Hybrids, magma mixing and enriched mantle melts in post-collisional Variscan granitoids: the Rastenberg Pluton, Austria

A. Gerdes1,3,4, G. Wörner1 & F. Finger2

1 Geochemisches Institut, Goldschmidtstr. 1, 37077 Göttingen, Germany
2 Institut für Mineralogie, Hellbrunnerstr. 34, 5020 Salzburg, Austria
3 Departamento de Mineralogía y Petrología, Campus Fuentenueva, 18002 Granada, Spain
4 NERC Isotope Geosciences Laboratory, Keyworth, Nottingham NG12 5GG, UK ager{at}bgs.ce.uk

The composite Rastenberg Pluton in the South Bohemian Massif preserves an example of generation of relatively homogeneous granitoid hybrids by mixing of mafic and felsic magmas. Metaluminous melagranites and quartz monzonites, the main lithologies of the pluton, are interpreted to be hybrids. In contrast, a slightly peraluminous biotite granodiorite is considered to be a lower-crustal melt. In addition, abundant mafic ultrapotassic enclaves, country-rock lamprophyres and quartz monzodiorite bodies represent distinct lithospheric mantle-derived magmas, which were only slightly modified by fractionation and/ or magma mixing. Almost continuous linear chemical and isotope correlations joining the enclaves, quartz monzonites, melagranites and granodiorites indicate the importance of a mixing process in the generation of these rocks. Incompatible elements decrease with increasing silica and moderate negative Eu anomalies disappear towards the granodioritic endmember.
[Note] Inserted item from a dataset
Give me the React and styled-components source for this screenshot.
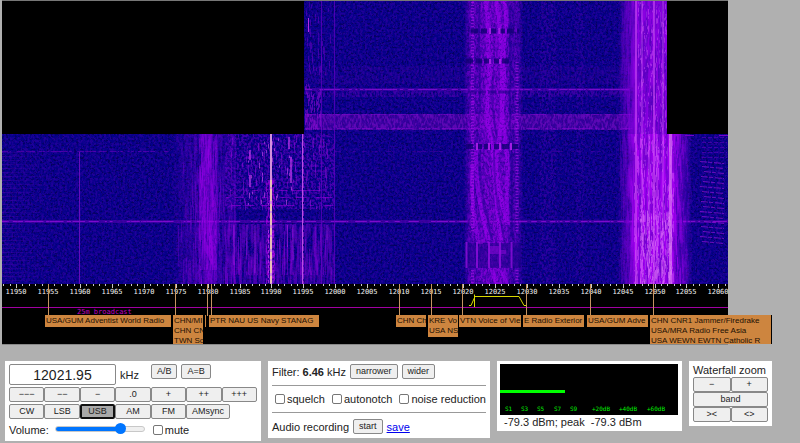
import React, { useState } from 'react';
import styled, { createGlobalStyle } from 'styled-components';


const START_KHZ = 11947.8;
const SPAN_KHZ = 113.7;
const LEFT = 2;
const WIDTH = 726;

const toX = (khz) => LEFT + ((khz - START_KHZ) / SPAN_KHZ) * WIDTH;
const toPercent = (px) => `${((px - LEFT) / WIDTH) * 100}%`;

const stations = [
  { x: 45, width: 127, lines: ['USA/GUM Adventist World Radio'] },
  { x: 173, width: 31, lines: ['CHN/MI', 'CHN CN', 'TWN So'] },
  { x: 205, width: 2, lines: [] },
  { x: 209, width: 111, lines: ['PTR NAU US Navy STANAG'] },
  { x: 396, width: 31, lines: ['CHN Ch'] },
  { x: 428, width: 31, lines: ['KRE Vo', 'USA NS'] },
  { x: 459, width: 63, lines: ['VTN Voice of Vie'] },
  { x: 523, width: 62, lines: ['E Radio Exterior'] },
  { x: 587, width: 62, lines: ['USA/GUM Adve'] },
  { x: 650, width: 122, lines: ['CHN CNR1 Jammer/Firedrake', 'USA/MRA Radio Free Asia', 'USA WEWN EWTN Catholic R'] },
];

const stationMarks = [48, 175, 207, 211, 399, 431, 462, 526, 590, 653];
const steps = ['−−−', '−−', '−', '.0', '+', '++', '+++'];
const modes = ['CW', 'LSB', 'USB', 'AM', 'FM', 'AMsync'];
const meterMarks = [
  [505, 'S1'], [521, 'S3'], [537, 'S5'], [554, 'S7'], [570, 'S9'],
  [592, '+20dB'], [619, '+40dB'], [647, '+60dB'],
];

// small seeded generator, so the waterfall is the same on every render
const makeRandom = (seed) => {
  let s = seed;
  return () => {
    s = (s * 16807) % 2147483647;
    return s / 2147483647;
  };
};

const streaks = (seed, count, x0, x1, y0, y1, min, max) => {
  const random = makeRandom(seed);
  let d = '';
  for (let i = 0; i < count; i++) {
    const x = Math.floor(x0 + random() * (x1 - x0)) + 0.5;
    const y = y0 + random() * (y1 - y0);
    const h = Math.min(min + random() * (max - min), y1 - y);
    d += `M${x} ${y.toFixed(1)}v${h.toFixed(1)}`;
  }
  return d;
};

const dashes = (seed, count, x0, x1, y, max) => {
  const random = makeRandom(seed);
  let d = '';
  for (let i = 0; i < count; i++) {
    d += `M${(x0 + random() * (x1 - x0)).toFixed(1)} ${y}h${(1 + random() * max).toFixed(1)}`;
  }
  return d;
};

const Gradient = ({ id, color, x1, x2, stops }) => (
  <linearGradient id={id} gradientUnits="userSpaceOnUse" x1={x1} x2={x2} y1="0" y2="0">
    {stops.map(([x, opacity]) => (
      <stop key={x} offset={(x - x1) / (x2 - x1)} stopColor={color} stopOpacity={opacity} />
    ))}
  </linearGradient>
);

const Noise = ({ id, frequency, seed, gain, offset }) => (
  <filter id={id} filterUnits="userSpaceOnUse" x="2" y="1" width="726" height="283" colorInterpolationFilters="sRGB">
    <feTurbulence type="fractalNoise" baseFrequency={frequency} numOctaves="2" seed={seed} />
    <feColorMatrix values={`0 0 0 0 0  0 0 0 0 0  0 0 0 0 0  ${gain} 0 0 0 ${offset}`} result="noise" />
    <feComposite in="SourceGraphic" in2="noise" operator="in" />
  </filter>
);

const Waterfall = () => (
  <WaterfallSvg viewBox="2 1 726 283" preserveAspectRatio="none" role="img" aria-label="Waterfall">
    <defs>
      <Noise id="grain" frequency="0.43 0.37" seed="3" gain="4" offset="-1.6" />
      <Noise id="specks" frequency="0.47" seed="11" gain="6" offset="-3.3" />
      <Noise id="rain" frequency="0.35 0.035" seed="7" gain="4" offset="-1.4" />
      <Noise id="fine" frequency="0.47 0.21" seed="21" gain="5" offset="-2.1" />
      <Gradient id="voice" color="#9c00f0" x1={172} x2={236} stops={[[172, 0], [184, 0.3], [194, 0.4], [202, 0.8], [208, 1], [213, 0.9], [220, 0.4], [236, 0.3]]} />
      <Gradient id="data" color="#8400d8" x1={464} x2={523} stops={[[464, 0], [469, 0.45], [473, 0.8], [476, 0.5], [483, 0.8], [497, 0.9], [507, 0.75], [511, 0.35], [517, 0.5], [523, 0]]} />
      <Gradient id="upper" color="#8e00e4" x1={618} x2={668} stops={[[618, 0], [625, 0.3], [632, 0.6], [635, 0.95], [650, 0.85], [668, 0.95]]} />
      <Gradient id="lower" color="#a400f2" x1={618} x2={692} stops={[[618, 0], [628, 0.4], [634, 0.95], [672, 1], [679, 0.6], [686, 0.3], [692, 0]]} />
      <Gradient id="fringe" color="#5600b4" x1={2} x2={100} stops={[[2, 0.8], [20, 0.4], [40, 0.1], [100, 0]]} />
    </defs>

    <rect x="2" y="1" width="726" height="283" fill="#050088" />
    <rect x="2" y="1" width="726" height="283" fill="#3c00ac" opacity="0.5" filter="url(#grain)" />
    <rect x="2" y="1" width="726" height="283" fill="#000050" opacity="0.7" filter="url(#specks)" />
    <rect x="305" y="66" width="325" height="18" fill="#4a00ac" opacity="0.3" filter="url(#fine)" />
    <rect x="540" y="1" width="16" height="283" fill="#4400b0" opacity="0.35" filter="url(#grain)" />
    <rect x="576" y="1" width="8" height="283" fill="#4400b0" opacity="0.25" filter="url(#grain)" />

    {/* horizontal interference */}
    <rect x="305" y="88" width="325" height="3" fill="#6600be" opacity="0.45" />
    <path d={dashes(31, 150, 305, 628, 89.5, 4)} stroke="#9010dc" opacity="0.7" />
    <rect x="305" y="91" width="325" height="6" fill="#5200b4" opacity="0.6" filter="url(#fine)" />
    <rect x="305" y="114" width="325" height="16" fill="#4c00a8" opacity="0.6" />
    <rect x="305" y="114" width="325" height="16" fill="#8410cc" opacity="0.5" filter="url(#fine)" />
    <path d={dashes(8, 90, 305, 628, 114.5, 5)} stroke="#8808d0" opacity="0.5" />
    <path d={dashes(9, 90, 305, 628, 128.5, 5)} stroke="#8808d0" opacity="0.6" />
    <path d={dashes(10, 60, 2, 165, 151.5, 4)} stroke="#6c00c0" opacity="0.6" />
    <path d={dashes(12, 40, 335, 600, 151.5, 4)} stroke="#5400b0" opacity="0.5" />
    <path d="M2 221.5H728" stroke="#5c00b4" strokeWidth="3" opacity="0.55" />
    <path d={dashes(13, 260, 2, 724, 221.5, 4)} stroke="#9810e0" opacity="0.7" />
    {Array.from({ length: 34 }, (_, i) => (
      <rect key={i} x="2" y={152 + i * 4} width="40" height="1" fill="url(#fringe)" opacity="0.5" />
    ))}

    {/* carriers on the left half */}
    <path d="M79.5 152V284" stroke="#7c10c8" opacity="0.8" />
    <g>
      <rect x="172" y="134" width="64" height="150" fill="url(#voice)" opacity="0.15" />
      <rect x="172" y="134" width="64" height="150" fill="url(#voice)" opacity="0.6" filter="url(#rain)" />
      <path d="M202 134L213 134L211 175L217 210L216 240L212 266L205 250L201 215L200 180Z" fill="#9400e4" opacity="0.4" />
      <path d={streaks(41, 90, 199, 217, 134, 270, 8, 50)} stroke="#a800ee" opacity="0.35" />
      <path d={streaks(42, 80, 178, 235, 160, 284, 6, 40)} stroke="#8a00dc" opacity="0.3" />
      <path d={streaks(43, 160, 198, 219, 134, 284, 1, 6)} stroke="#3c00a8" opacity="0.4" />
    </g>
    <rect x="225" y="134" width="110" height="75" fill="#7a00d4" opacity="0.4" filter="url(#grain)" />
    <rect x="225" y="224" width="110" height="60" fill="#8000d4" opacity="0.5" filter="url(#rain)" />
    <path d={streaks(51, 90, 230, 330, 135, 210, 2, 12)} stroke="#a810e4" opacity="0.4" />
    <path d={streaks(52, 60, 234, 332, 225, 275, 8, 45)} stroke="#a000e6" opacity="0.35" />
    <path d={streaks(53, 30, 248, 294, 135, 205, 2, 6)} stroke="#d050f0" opacity="0.6" />
    <path d={dashes(54, 12, 230, 320, 190.5, 12) + dashes(55, 12, 226, 325, 197.5, 12) + dashes(56, 14, 232, 325, 205.5, 12)} stroke="#a400e4" opacity="0.5" />
    <path d="M234 225v40M247 225v30M255 225v48M287.5 225v22M293 225v35M327 225v15" stroke="#b41cec" opacity="0.6" />
    <path d="M289 137v12M291 157v26M250 150v10M250 175v12" stroke="#d03cf4" strokeWidth="2" opacity="0.6" />
    <rect x="266" y="180" width="9" height="104" fill="#b000e8" opacity="0.65" filter="url(#fine)" />
    <path d="M268.5 230V284M273 225V284" stroke="#c83cf0" strokeDasharray="3 2" opacity="0.7" />
    <path d="M271 134V284" stroke="#d490dc" strokeWidth="2" />
    <path d="M271 180V284" stroke="#f0ccb0" strokeWidth="2" strokeDasharray="7 2 12 3" opacity="0.8" />
    <path d="M302.5 134V284" stroke="#b850e0" strokeWidth="1" />
    <path d="M303.5 134V284" stroke="#a81cdc" strokeDasharray="5 2" opacity="0.6" />
    <path d={streaks(57, 50, 305, 334, 2, 75, 2, 9)} stroke="#6c00c4" opacity="0.5" />
    <path d={streaks(58, 70, 305, 322, 84, 130, 2, 7)} stroke="#8c0cd4" opacity="0.55" />
    <path d="M308.5 18v14" stroke="#b42ce4" />
    <path d="M321.5 1V284M334.5 1V284" stroke="#6400c0" opacity="0.7" />

    {/* slanting data signal */}
    <rect x="464" y="1" width="59" height="283" fill="url(#data)" opacity="0.65" />
    <rect x="464" y="1" width="59" height="283" fill="url(#data)" filter="url(#fine)" />
    <g fill="none" stroke="#9c00ee" strokeWidth="4" opacity="0.6">
      <path d="M485 1C490 20 487 40 489 60S483 105 490 135S493 190 501 240" />
      <path d="M496 1C501 22 499 42 503 63S498 100 505 140S503 190 508 225" />
      <path d="M504 1C510 20 502 40 502 70S504 120 498 145S502 200 506 222" />
      <path d="M476 150C475 180 480 210 488 240M472 165C471 190 473 215 478 240M492 270L497 284M501 270L507 284" />
    </g>
    <g fill="none" stroke="#18008c" strokeWidth="2" opacity="0.4">
      <path d="M480 5C476 50 484 90 478 125M480 150C478 190 489 220 492 240" />
      <path d="M494 150C494 190 498 210 504 238M510 5V130M512 152V238" />
      <path d="M494 70C490 100 494 120 497 138" />
    </g>
    <rect x="466" y="1" width="55" height="283" fill="#1c008c" opacity="0.4" filter="url(#specks)" />
    <path d="M472.5 2V232M517 62V232M472.5 270V284M517 270V284" stroke="#a414e4" strokeWidth="3" strokeDasharray="1 2" opacity="0.6" />
    <path d="M471 31H519M466 61H511M466 146.5H521" stroke="#0c0070" strokeWidth="5" strokeDasharray="7 3 6 2" opacity="0.75" />
    <path d="M468 92H510" stroke="#20008c" strokeWidth="3" strokeDasharray="8 2" opacity="0.6" />
    <rect x="465" y="243" width="56" height="25" fill="#140084" opacity="0.5" />
    <path d="M490 28v6M499.5 28v6M490 59v5M500 59v5M477 143v7M489 143v7M500 143v7M511 143v7" stroke="#b020ec" strokeWidth="2" opacity="0.9" />
    <path d="M466.5 242v26M477 242v26M489 242v26M500 242v26M511.5 242v26" stroke="#a010e8" strokeWidth="2" opacity="0.7" />
    <path d="M489 252h17M489 248h10M477 242h6" stroke="#9008dc" strokeWidth="4" opacity="0.5" />

    {/* strong broadcast signal */}
    <rect x="618" y="1" width="50" height="133" fill="url(#upper)" opacity="0.75" />
    <rect x="618" y="134" width="74" height="150" fill="url(#lower)" opacity="0.75" />
    <rect x="618" y="1" width="50" height="133" fill="url(#upper)" filter="url(#rain)" />
    <rect x="618" y="134" width="74" height="150" fill="url(#lower)" filter="url(#rain)" />
    <path d={streaks(60, 240, 638, 668, 1, 134, 1, 6)} stroke="#d45cf8" opacity="0.4" />
    <path d={streaks(61, 420, 634, 674, 134, 284, 1, 9)} stroke="#e06cfc" opacity="0.4" />
    <path d={streaks(66, 260, 640, 672, 210, 284, 1, 9)} stroke="#e890f8" opacity="0.4" />
    <path d={streaks(62, 240, 637, 668, 1, 150, 2, 6)} stroke="#4a00bc" opacity="0.4" />
    <path d={streaks(67, 160, 637, 680, 134, 284, 1, 5)} stroke="#6000cc" opacity="0.4" />
    <path d={streaks(63, 110, 620, 634, 1, 284, 6, 30)} stroke="#6c00cc" opacity="0.3" />
    <path d={streaks(64, 80, 676, 690, 134, 284, 4, 24)} stroke="#20009c" opacity="0.4" />
    <path d="M636 1V284M654 1V284" stroke="#cc4cf4" strokeWidth="2" opacity="0.6" />
    <path d="M642 1V284M663 1V284M649 134V284M657 134V284" stroke="#d868f8" opacity="0.6" />
    <path d="M670.5 134V284" stroke="#e080f4" strokeWidth="3" opacity="0.65" />
    <path d="M639.5 1V284M646 1V284M660 1V284M667 134V284" stroke="#6400d0" opacity="0.5" />
    {Array.from({ length: 17 }, (_, i) => (
      <path key={i} d={`M${700 + ((i * 7) % 5)} ${161.5 + i * 5}l${24 - ((i * 7) % 5)} 2`} stroke="#9c14d8" strokeDasharray="7 1 4 2" opacity="0.65" />
    ))}
    <path d="M685 135.5H694M719 135.5H728" stroke="#7800c8" />
    {Array.from({ length: 5 }, (_, i) => (
      <path key={i} d={`M702 ${137.5 + i * 5}h25`} stroke="#6000bc" strokeDasharray="4 2" opacity="0.6" />
    ))}

    <rect x="2" y="1" width="302" height="133" fill="#000" />
    <rect x="667" y="1" width="61" height="133" fill="#000" />
  </WaterfallSvg>
);

const Ruler = () => {
  const ticks = Array.from({ length: 114 }, (_, i) => 11948 + i);
  const labels = ticks.filter((khz) => khz % 5 === 0);

  return (
    <RulerSvg viewBox="2 284 726 60" preserveAspectRatio="none" role="img" aria-label="Frequency scale">
      {ticks.map((khz) => (
        <path key={khz} d={`M${Math.round(toX(khz)) + 0.5} 284v${khz % 5 === 0 ? 4 : 2}`} stroke="#c8c8c8" />
      ))}
      <rect x="2" y="307" width="726" height="1" fill="#a000a0" />
      {labels.map((khz) => (
        <ScaleText key={khz} x={Math.round(toX(khz))} y="294">{khz}</ScaleText>
      ))}
      <BandText x="77" y="314">25m broadcast</BandText>
      {stationMarks.map((x) => (
        <path key={x} d={`M${x + 0.5} 284V316`} stroke="#c69462" />
      ))}
      <path d="M469 305.5H471L475 296.5H519L524 305.5H526M474.5 294.5V307" fill="none" stroke="#d8d800" />
    </RulerSvg>
  );
};

const App = () => {
  const [frequency, setFrequency] = useState('12021.95');
  const [mode, setMode] = useState('USB');
  const [volume, setVolume] = useState(77);

  return (
    <>
      <GlobalStyle />
      <Display>
        <Waterfall />
        <Scale>
          <Ruler />
          {stations.map((station) => (
            <Station key={station.x} style={{ left: toPercent(station.x), width: `${(station.width / WIDTH) * 100}%` }}>
              {station.lines.map((line) => <div key={line}>{line}</div>)}
            </Station>
          ))}
        </Scale>
      </Display>

      <Controls>
        <TuningPanel>
          <FrequencyRow>
            <FrequencyInput id="frequency" value={frequency} onChange={(e) => setFrequency(e.target.value)} />
            <label htmlFor="frequency">kHz</label>
            <VfoButtons>
              <Button>A/B</Button>
              <Button>A=B</Button>
            </VfoButtons>
          </FrequencyRow>
          <ButtonRow>
            {steps.map((step) => <CellButton key={step}>{step}</CellButton>)}
          </ButtonRow>
          <ButtonRow>
            {modes.map((name) => (
              <CellButton key={name} $wide={name === 'AMsync'} $active={name === mode} onClick={() => setMode(name)}>
                {name}
              </CellButton>
            ))}
          </ButtonRow>
          <VolumeRow>
            <label htmlFor="volume">Volume:</label>
            <Slider id="volume" type="range" $value={volume} value={volume} onChange={(e) => setVolume(e.target.value)} />
            <CheckLabel><Checkbox type="checkbox" />mute</CheckLabel>
          </VolumeRow>
        </TuningPanel>

        <FilterPanel>
          <Row>
            <span>Filter: <b>6.46</b> kHz</span>
            <Button>narrower</Button>
            <Button>wider</Button>
          </Row>
          <Divider />
          <CheckRow>
            <CheckLabel><Checkbox type="checkbox" />squelch</CheckLabel>
            <CheckLabel><Checkbox type="checkbox" />autonotch</CheckLabel>
            <CheckLabel><Checkbox type="checkbox" />noise reduction</CheckLabel>
          </CheckRow>
          <Divider />
          <Row>
            <span>Audio recording</span>
            <Button>start</Button>
            <SaveLink href="#save">save</SaveLink>
          </Row>
        </FilterPanel>

        <MeterPanel>
          <MeterSvg viewBox="500 364 178 51" role="img" aria-label="Signal strength">
            <rect x="500" y="364" width="178" height="51" fill="#000" />
            <rect x="500" y="390" width="65" height="3" fill="#00ff00" />
            {meterMarks.map(([x, label]) => <MeterText key={label} x={x} y="411">{label}</MeterText>)}
          </MeterSvg>
          <MeterValue>-79.3 dBm; peak&nbsp; -79.3 dBm</MeterValue>
        </MeterPanel>

        <ZoomPanel>
          <div>Waterfall zoom</div>
          <ZoomGrid>
            <Button>−</Button>
            <Button>+</Button>
            <BandButton>band</BandButton>
            <Button>&gt;&lt;</Button>
            <Button>&lt;&gt;</Button>
          </ZoomGrid>
        </ZoomPanel>
      </Controls>
    </>
  );
};

const GlobalStyle = createGlobalStyle`
  * {
    box-sizing: border-box;
  }

  body {
    margin: 0;
    background: #b0b0b0;
    color: #222;
    font: 11px/14px "Liberation Sans", Arial, sans-serif;
  }
`;

const Display = styled.div`
  margin: 0 72px 0 2px;
  border-top: 1px solid #777;
  border-bottom: 1px solid #888;
`;

const WaterfallSvg = styled.svg`
  display: block;
  width: 100%;
  height: 283px;
`;

const Scale = styled.div`
  position: relative;
  height: 60px;
  background: #000;
`;

const RulerSvg = styled.svg`
  display: block;
  width: 100%;
  height: 60px;
`;

const ScaleText = styled.text`
  fill: #f0f0f0;
  font: 7px "DejaVu Sans Mono", monospace;
  text-anchor: middle;
`;

const BandText = styled.text`
  fill: #c000c0;
  font: 7px "DejaVu Sans Mono", monospace;
`;

const Station = styled.div`
  position: absolute;
  top: 31px;
  min-height: 12px;
  max-height: 29px;
  padding: 1px 0 1px 1px;
  overflow: hidden;
  border-right: 1px solid #000;
  background: #cd853f;
  color: #1c1004;
  font-size: 8px;
  line-height: 10px;
  white-space: nowrap;
`;

const Controls = styled.main`
  display: flex;
  align-items: flex-start;
  gap: 7px;
  margin: 16px 0 0 5px;
`;

const Panel = styled.section`
  background: #fff;
`;

const TuningPanel = styled(Panel)`
  width: 256px;
  padding: 3px 4px 2px;
`;

const FilterPanel = styled(Panel)`
  width: 222px;
  padding: 3px 4px 4px;
`;

const MeterPanel = styled(Panel)`
  width: 185px;
  padding: 3px 4px 2px 3px;
`;

const ZoomPanel = styled(Panel)`
  width: 83px;
  padding: 2px 4px 4px;
  white-space: nowrap;
`;

const Row = styled.div`
  display: flex;
  align-items: center;
  gap: 4px;
  height: 15px;
`;

const FrequencyRow = styled.div`
  display: flex;
  align-items: center;
  gap: 4px;
  height: 21px;
  margin-bottom: 2px;
`;

const FrequencyInput = styled.input`
  width: 107px;
  height: 21px;
  padding: 0;
  border: 1px solid #888;
  border-radius: 2px;
  color: #222;
  font: 14px "Liberation Sans", Arial, sans-serif;
  text-align: center;
`;

const VfoButtons = styled.div`
  display: flex;
  align-self: flex-start;
  gap: 4px;
  margin-left: 8px;
`;

const Button = styled.button`
  height: 15px;
  padding: 0 5px;
  border: 1px solid #888;
  border-radius: 2px;
  background: #efefef;
  color: #222;
  font: 9px/11px "Liberation Sans", Arial, sans-serif;
`;

const ButtonRow = styled.div`
  display: flex;
  margin-bottom: 2px;
`;

const CellButton = styled(Button)`
  flex: 0 0 ${({ $wide }) => ($wide ? '44px' : 'calc(100% / 7)')};
  padding: 0;
  ${({ $active }) => $active && `
    border: 2px solid #111;
    background: #a9a9a9;
  `}
`;

const VolumeRow = styled.div`
  display: flex;
  align-items: center;
  height: 18px;
`;

const Slider = styled.input`
  width: 90px;
  height: 10px;
  margin: 0 8px 2px 6px;
  appearance: none;
  background: transparent;

  &::-webkit-slider-runnable-track {
    height: 6px;
    border: 1px solid #c8c8c8;
    border-radius: 3px;
    background: linear-gradient(to right, #0075ff ${({ $value }) => $value}%, #efefef ${({ $value }) => $value}%);
  }

  &::-webkit-slider-thumb {
    width: 11px;
    height: 11px;
    margin-top: -4px;
    appearance: none;
    border-radius: 50%;
    background: #0075ff;
  }
`;

const CheckRow = styled.div`
  display: flex;
  align-items: center;
  justify-content: space-between;
  height: 14px;
  padding-left: 3px;
  white-space: nowrap;
`;

const CheckLabel = styled.label`
  display: flex;
  align-items: center;
  gap: 2px;
`;

const Checkbox = styled.input`
  width: 10px;
  height: 10px;
  margin: 0;
  appearance: none;
  border: 1px solid #767676;
  border-radius: 2px;
  background: #fff;

  &:checked {
    background: #0075ff;
  }
`;

const Divider = styled.hr`
  height: 1px;
  margin: 6px 0;
  border: 0;
  background: #999;
`;

const SaveLink = styled.a`
  color: #0000ee;
`;

const MeterSvg = styled.svg`
  display: block;
  width: 100%;
`;

const MeterText = styled.text`
  fill: #00f000;
  font: 6px "DejaVu Sans Mono", monospace;
`;

const MeterValue = styled.div`
  padding-left: 4px;
`;

const ZoomGrid = styled.div`
  display: grid;
  grid-template-columns: 1fr 1fr;
`;

const BandButton = styled(Button)`
  grid-column: span 2;
`;

export default App;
Pb, Sr and Nd isotopes show typical crustal values in all granitoids but are more radiogenic in the ultrapotassic endmember. In the Rastenberg Pluton, the interaction of mantle- and crustal-derived magmas has produced unequivocal petrographic, chemical and isotopic evidence for mixing and mingling. Because similar features are lacking in most other Variscan plutons, we suggest that mantle magmas were not substantially involved in their genesis. Nevertheless, small-volumes of hybrids, involving variably enriched mantle-derived melts, do crop out locally throughout the central Variscides. In view of the generally strongly enriched nature of these small volume hybrid magmas, we suggest that voluminous mantle melting and large-scale magmatic underplating are unlikely to have occurred.